LOS RESTAURANTES DE PAU ARENÓS

Trumfes: patatas en la frontera

Pau Cascon y Àlex Molas, en un rincón del restaurante Trumfes, en Llívia.

Pau Cascon glorifica el tubérculo: «En tiempo de crisis, patata». Patata catalana en el territorio avanzado, como un bumerán, de Llívia.

Patata catalana rodeada de patata francesa, de 'parmentier' y esponjoso puré robuchoniano.

Pau y su socio, Àlex Molas, decidieron escarbar en la tierra para encontrar el nombre del restaurante, Trumfes. «Es un producto principal, de infinitas elaboraciones». Ese pivot apareció en varios platos de mi menú, a veces, en posiciones adelantadas y, otras, como guardaespaldas. 

En las bombas, moderadamente explosivas con el goteo de 'allioli', o fritas para guarnecer el secreto, carne que el público infantil demanda con la devoción que en el pasado destinó al bistec. Degradado a hoja arrugada por culpa de los cocineros avaros, el bistec se ha ido amustiando en la restauración pública. 

Supe de Trumfes gracias al blog fotográfico que Encantadísimo publica en Flickr y me atrajo la paellita de arroz con perdiz cazada en las proximidades.

Con ese crujir en la cabeza, entré en la casa, a la que no favorece los manteles de color salmón. El entorno rústico habitual en La Cerdanya para comidas con zapatos cómodos o bambas. Gente que sopla después de un día de ejercicio y demanda viandas contundentes. 

Las biografías profesionales de Pau y Àlex se separaron después de los estudios en la escuela Joviat de Manresa, pasaron sin oxígeno por Barcelona y han buscado juntos los grandes espacios. Fueron a Llívia sin ninguna razón en concreto, con la salvedad de no querer trabajar en lugares intensamente poblados. 

Los dos son cocineros pero en ese reparto que establecen los amigos o las parejas en los restaurantes guau (yo-dentro, tú-fuera), Àlex heredó la sala y Pau, la cocina: «Aunque es un trabajo que compartimos. Él está más en los postres. Llevamos desde noviembre del 2008, así que cada vez es más difícil hacer platos, ir cambiándolos cada temporada». 

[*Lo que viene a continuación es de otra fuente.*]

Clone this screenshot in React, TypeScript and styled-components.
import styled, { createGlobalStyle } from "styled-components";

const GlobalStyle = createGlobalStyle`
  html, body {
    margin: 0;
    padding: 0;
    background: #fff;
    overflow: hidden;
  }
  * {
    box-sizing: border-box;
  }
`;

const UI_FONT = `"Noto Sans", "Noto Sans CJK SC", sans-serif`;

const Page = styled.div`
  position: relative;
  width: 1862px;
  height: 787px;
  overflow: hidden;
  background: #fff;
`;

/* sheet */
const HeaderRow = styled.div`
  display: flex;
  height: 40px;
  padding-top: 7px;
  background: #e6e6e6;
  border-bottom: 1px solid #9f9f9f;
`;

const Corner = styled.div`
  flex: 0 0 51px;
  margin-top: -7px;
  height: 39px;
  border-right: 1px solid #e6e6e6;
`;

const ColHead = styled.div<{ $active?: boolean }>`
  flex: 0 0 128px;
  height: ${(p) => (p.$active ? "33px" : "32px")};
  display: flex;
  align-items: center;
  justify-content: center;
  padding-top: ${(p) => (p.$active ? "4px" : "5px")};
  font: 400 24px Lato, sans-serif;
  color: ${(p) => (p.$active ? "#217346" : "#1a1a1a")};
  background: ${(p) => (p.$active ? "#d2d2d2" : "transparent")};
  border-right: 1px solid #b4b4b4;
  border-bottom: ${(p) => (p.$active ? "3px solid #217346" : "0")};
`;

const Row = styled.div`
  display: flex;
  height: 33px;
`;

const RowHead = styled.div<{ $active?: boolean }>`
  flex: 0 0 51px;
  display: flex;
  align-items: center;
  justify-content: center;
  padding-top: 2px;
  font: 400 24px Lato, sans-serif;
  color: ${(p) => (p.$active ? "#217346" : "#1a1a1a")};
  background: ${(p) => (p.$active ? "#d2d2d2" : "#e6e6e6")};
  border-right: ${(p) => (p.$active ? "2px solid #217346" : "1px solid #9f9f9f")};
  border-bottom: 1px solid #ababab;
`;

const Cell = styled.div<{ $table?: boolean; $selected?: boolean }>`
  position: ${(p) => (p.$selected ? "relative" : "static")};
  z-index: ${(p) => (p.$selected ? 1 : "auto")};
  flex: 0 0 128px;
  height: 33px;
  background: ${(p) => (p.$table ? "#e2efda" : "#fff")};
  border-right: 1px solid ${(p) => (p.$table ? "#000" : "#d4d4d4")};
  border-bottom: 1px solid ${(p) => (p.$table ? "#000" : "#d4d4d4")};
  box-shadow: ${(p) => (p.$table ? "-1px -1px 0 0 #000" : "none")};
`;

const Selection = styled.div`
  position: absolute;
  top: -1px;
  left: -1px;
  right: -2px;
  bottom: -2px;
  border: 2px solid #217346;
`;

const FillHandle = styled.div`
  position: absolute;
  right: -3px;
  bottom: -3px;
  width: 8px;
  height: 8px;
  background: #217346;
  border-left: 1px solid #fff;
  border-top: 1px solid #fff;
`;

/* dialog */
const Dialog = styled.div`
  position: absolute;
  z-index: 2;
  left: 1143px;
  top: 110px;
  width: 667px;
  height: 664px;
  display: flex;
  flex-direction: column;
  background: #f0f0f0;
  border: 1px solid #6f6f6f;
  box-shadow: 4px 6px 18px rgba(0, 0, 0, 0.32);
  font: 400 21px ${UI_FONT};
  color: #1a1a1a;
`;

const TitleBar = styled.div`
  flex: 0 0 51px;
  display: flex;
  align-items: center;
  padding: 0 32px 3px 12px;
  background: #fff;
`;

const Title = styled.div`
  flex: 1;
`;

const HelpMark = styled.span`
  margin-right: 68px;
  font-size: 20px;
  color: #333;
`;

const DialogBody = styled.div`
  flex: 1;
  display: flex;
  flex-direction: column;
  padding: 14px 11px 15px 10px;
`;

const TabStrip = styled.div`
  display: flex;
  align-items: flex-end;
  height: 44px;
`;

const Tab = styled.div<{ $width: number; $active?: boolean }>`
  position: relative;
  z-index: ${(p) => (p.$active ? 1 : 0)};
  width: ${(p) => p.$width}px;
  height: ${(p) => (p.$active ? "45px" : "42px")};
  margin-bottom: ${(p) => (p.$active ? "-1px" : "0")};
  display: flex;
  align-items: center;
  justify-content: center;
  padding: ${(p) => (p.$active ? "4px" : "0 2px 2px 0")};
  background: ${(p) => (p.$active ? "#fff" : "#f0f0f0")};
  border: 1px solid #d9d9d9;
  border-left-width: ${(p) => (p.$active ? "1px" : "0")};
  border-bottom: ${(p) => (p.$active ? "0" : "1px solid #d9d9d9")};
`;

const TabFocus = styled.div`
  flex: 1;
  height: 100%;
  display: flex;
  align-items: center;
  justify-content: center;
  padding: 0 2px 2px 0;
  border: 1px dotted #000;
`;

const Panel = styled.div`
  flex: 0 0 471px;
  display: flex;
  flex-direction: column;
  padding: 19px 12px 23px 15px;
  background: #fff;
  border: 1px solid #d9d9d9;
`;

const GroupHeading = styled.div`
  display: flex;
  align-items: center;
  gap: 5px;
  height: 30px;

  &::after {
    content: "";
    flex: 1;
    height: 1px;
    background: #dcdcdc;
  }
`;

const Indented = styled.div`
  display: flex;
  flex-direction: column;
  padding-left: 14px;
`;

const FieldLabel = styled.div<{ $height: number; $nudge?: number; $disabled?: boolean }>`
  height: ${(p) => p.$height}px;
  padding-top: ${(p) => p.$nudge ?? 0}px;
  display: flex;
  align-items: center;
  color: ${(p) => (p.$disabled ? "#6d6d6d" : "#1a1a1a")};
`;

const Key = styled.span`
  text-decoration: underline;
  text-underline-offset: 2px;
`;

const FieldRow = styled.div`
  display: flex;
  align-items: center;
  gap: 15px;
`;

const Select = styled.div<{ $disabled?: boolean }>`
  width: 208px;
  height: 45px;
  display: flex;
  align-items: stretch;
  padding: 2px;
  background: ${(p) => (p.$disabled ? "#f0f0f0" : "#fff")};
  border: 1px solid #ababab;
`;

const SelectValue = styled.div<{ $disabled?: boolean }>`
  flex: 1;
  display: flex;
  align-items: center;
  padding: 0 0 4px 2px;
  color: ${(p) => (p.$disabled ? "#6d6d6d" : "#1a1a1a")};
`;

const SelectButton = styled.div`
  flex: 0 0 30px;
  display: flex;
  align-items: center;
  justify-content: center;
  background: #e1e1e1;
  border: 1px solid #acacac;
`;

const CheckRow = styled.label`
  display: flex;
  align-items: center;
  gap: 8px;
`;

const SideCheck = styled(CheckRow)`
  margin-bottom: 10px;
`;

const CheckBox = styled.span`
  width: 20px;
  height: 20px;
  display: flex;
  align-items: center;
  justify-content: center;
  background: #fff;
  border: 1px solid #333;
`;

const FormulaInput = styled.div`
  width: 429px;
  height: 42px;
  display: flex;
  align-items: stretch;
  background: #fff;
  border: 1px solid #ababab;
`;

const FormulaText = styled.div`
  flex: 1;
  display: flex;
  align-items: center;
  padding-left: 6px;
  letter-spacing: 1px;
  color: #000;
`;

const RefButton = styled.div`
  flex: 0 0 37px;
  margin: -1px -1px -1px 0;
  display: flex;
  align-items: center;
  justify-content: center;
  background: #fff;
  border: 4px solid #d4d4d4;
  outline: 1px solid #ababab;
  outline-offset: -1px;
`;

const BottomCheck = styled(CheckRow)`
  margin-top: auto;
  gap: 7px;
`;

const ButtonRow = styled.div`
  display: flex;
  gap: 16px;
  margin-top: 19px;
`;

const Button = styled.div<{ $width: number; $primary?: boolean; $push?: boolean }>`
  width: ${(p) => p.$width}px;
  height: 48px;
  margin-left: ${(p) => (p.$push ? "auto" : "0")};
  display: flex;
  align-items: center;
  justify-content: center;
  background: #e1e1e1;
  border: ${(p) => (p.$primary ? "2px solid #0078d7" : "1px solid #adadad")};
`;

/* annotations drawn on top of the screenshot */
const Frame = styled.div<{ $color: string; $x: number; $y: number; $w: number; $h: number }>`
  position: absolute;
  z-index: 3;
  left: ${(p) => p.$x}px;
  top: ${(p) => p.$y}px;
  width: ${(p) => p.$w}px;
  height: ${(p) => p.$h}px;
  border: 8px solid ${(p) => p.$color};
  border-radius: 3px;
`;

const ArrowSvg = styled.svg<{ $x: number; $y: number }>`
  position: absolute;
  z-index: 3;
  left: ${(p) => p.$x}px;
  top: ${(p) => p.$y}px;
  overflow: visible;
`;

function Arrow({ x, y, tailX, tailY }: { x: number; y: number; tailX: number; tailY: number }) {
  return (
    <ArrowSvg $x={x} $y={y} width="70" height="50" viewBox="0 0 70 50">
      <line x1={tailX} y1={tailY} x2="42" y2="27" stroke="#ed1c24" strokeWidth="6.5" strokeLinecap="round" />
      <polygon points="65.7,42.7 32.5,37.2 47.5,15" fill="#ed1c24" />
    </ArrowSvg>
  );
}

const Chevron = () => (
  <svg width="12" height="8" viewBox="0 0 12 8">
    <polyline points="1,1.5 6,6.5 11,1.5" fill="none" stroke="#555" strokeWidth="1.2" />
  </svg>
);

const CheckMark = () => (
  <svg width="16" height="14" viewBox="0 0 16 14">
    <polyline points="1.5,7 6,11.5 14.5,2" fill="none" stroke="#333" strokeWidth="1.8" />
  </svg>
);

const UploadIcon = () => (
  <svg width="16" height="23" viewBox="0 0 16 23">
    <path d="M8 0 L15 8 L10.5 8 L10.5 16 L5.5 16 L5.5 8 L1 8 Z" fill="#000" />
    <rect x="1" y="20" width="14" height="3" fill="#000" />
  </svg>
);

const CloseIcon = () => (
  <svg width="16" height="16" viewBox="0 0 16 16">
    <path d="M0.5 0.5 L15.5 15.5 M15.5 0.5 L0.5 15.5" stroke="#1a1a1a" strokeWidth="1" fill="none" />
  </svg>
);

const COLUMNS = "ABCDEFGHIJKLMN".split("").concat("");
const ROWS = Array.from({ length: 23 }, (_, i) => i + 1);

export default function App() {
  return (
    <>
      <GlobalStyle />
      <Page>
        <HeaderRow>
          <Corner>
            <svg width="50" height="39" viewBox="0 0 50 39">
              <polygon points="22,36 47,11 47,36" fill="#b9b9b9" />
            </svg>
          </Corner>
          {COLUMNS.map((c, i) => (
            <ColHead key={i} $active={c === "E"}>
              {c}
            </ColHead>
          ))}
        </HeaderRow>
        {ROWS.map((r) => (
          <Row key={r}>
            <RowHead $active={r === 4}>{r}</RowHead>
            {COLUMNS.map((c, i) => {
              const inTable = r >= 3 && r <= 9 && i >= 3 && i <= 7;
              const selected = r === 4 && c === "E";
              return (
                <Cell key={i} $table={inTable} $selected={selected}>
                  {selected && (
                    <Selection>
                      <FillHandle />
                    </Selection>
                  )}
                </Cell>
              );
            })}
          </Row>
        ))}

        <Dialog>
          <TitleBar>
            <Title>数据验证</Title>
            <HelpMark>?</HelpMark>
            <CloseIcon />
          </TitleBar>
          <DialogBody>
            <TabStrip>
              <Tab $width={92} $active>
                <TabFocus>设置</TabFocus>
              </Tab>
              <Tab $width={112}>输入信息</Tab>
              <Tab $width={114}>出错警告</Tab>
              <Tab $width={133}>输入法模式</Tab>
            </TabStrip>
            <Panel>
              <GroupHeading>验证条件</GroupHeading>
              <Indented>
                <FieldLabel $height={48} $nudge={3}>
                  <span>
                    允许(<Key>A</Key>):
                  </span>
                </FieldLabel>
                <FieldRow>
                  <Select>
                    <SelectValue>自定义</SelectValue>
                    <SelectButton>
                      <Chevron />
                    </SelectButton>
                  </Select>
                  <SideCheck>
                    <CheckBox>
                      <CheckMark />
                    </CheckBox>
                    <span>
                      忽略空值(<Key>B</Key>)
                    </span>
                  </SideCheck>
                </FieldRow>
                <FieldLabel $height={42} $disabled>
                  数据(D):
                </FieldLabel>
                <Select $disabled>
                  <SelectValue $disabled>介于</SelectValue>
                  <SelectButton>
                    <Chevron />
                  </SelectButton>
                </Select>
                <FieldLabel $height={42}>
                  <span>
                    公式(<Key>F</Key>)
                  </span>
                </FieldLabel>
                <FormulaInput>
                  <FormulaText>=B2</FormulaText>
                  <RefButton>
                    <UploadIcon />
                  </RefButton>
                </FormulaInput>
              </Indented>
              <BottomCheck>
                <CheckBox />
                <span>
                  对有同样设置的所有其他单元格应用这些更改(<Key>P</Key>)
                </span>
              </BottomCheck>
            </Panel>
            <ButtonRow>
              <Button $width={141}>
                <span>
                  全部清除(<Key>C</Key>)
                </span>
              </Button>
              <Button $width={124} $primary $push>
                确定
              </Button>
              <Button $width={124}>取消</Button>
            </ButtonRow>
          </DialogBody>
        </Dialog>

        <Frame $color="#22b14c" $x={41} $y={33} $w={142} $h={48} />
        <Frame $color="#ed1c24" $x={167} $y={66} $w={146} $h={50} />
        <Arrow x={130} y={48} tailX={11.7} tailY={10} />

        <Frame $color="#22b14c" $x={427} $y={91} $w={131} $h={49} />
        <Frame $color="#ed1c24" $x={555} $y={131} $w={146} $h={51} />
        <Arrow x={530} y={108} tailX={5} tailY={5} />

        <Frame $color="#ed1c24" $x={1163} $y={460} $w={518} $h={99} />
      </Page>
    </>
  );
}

El que mantienen desde la apertura es el arroz de montaña –no, no había perdiz– con espaldita de conejo y butifarra. Seco, contundente, reivindicando ese grano envuelto en la grasa justa, suelto, tostado, que los cocineros haraganes han sustituido por las preparaciones 'arrisotadas', travestidas entre lo meloso y lo horroroso. Cuando regrese, volveré a meter el hocico en esa paellita de #arrozparauno. 

El aperitivo fue una corteza de cerdo rociada con aceite de trufa, que es el nalpam actual.

Olvidaron los mejunjes de laboratorio para ser certeros: croquetas de 'txangurro', paquetitos de carrillera con queso, fritura bordada de calamarcitos, ensalada tibia de berenjenas y 'peus de porc' crujientes sobre coca de aceite. 

Platos transfronterizos, contrabandeados, permeables, flexibles. «Pero exaltamos lo próximo, lo que da la tierra, la caza, las setas, las truchas de río, las patatas». 

Desde el aire, el territorio de Llívia toma la forma esclarecida de una patata.